Records for the exercise =
■ ■ ■ ■ ■

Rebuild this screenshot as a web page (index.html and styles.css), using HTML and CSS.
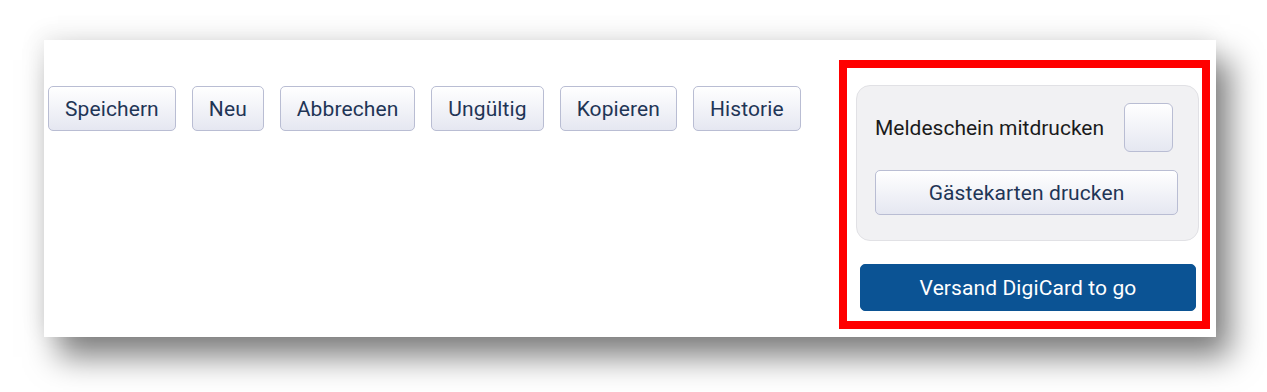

■ ■ ■ ■ ■

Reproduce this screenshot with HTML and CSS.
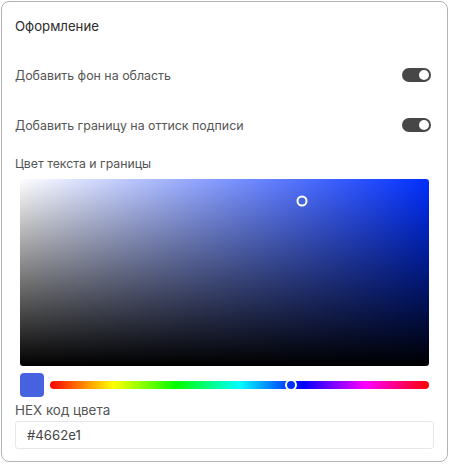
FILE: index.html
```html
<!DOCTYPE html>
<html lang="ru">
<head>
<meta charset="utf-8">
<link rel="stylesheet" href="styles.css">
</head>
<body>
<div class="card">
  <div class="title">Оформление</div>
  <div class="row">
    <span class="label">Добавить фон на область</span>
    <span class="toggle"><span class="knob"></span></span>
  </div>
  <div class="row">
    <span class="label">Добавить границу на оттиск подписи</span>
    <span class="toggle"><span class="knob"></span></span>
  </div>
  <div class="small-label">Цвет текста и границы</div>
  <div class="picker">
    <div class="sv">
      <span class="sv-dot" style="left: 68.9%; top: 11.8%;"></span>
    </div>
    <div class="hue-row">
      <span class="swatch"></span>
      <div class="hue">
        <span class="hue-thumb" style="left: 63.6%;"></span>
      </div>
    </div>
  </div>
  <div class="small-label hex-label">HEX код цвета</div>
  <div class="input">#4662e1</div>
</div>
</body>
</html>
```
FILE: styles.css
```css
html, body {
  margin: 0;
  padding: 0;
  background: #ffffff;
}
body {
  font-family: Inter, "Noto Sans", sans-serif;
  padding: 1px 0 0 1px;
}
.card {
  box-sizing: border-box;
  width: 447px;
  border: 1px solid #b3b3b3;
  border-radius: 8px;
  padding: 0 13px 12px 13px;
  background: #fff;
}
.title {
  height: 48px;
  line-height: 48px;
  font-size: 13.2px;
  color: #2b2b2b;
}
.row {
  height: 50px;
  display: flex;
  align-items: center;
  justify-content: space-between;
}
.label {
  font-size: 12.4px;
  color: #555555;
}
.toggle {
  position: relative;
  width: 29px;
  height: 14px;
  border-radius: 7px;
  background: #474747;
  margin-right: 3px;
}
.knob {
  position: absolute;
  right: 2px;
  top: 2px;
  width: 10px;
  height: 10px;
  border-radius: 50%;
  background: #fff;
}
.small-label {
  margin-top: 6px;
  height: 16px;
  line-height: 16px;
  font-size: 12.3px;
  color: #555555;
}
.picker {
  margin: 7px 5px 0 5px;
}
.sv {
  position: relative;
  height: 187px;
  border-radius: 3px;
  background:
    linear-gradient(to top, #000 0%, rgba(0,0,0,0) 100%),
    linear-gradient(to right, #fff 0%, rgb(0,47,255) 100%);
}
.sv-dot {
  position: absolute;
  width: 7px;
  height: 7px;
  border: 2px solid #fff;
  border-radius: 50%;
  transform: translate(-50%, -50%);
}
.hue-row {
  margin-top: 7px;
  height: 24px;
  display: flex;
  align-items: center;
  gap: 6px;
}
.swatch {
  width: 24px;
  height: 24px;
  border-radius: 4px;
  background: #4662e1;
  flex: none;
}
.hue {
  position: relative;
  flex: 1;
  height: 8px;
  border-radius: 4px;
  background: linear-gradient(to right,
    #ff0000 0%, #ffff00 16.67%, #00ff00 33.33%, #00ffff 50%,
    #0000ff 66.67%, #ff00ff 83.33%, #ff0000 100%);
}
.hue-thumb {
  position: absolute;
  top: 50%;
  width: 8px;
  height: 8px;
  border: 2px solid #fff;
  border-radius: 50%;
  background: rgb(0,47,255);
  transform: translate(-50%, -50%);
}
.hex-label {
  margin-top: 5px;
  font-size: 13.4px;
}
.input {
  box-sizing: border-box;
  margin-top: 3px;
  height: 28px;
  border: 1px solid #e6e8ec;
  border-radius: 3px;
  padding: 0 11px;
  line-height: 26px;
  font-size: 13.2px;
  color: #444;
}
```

■ ■ ■ ■ ■

Prompt = Copy out every line in the entries above that holds "styles".

Response to this task =
Rebuild this screenshot as a web page (index.html and styles.css), using HTML and CSS.
<link rel="stylesheet" href="styles.css">
FILE: styles.css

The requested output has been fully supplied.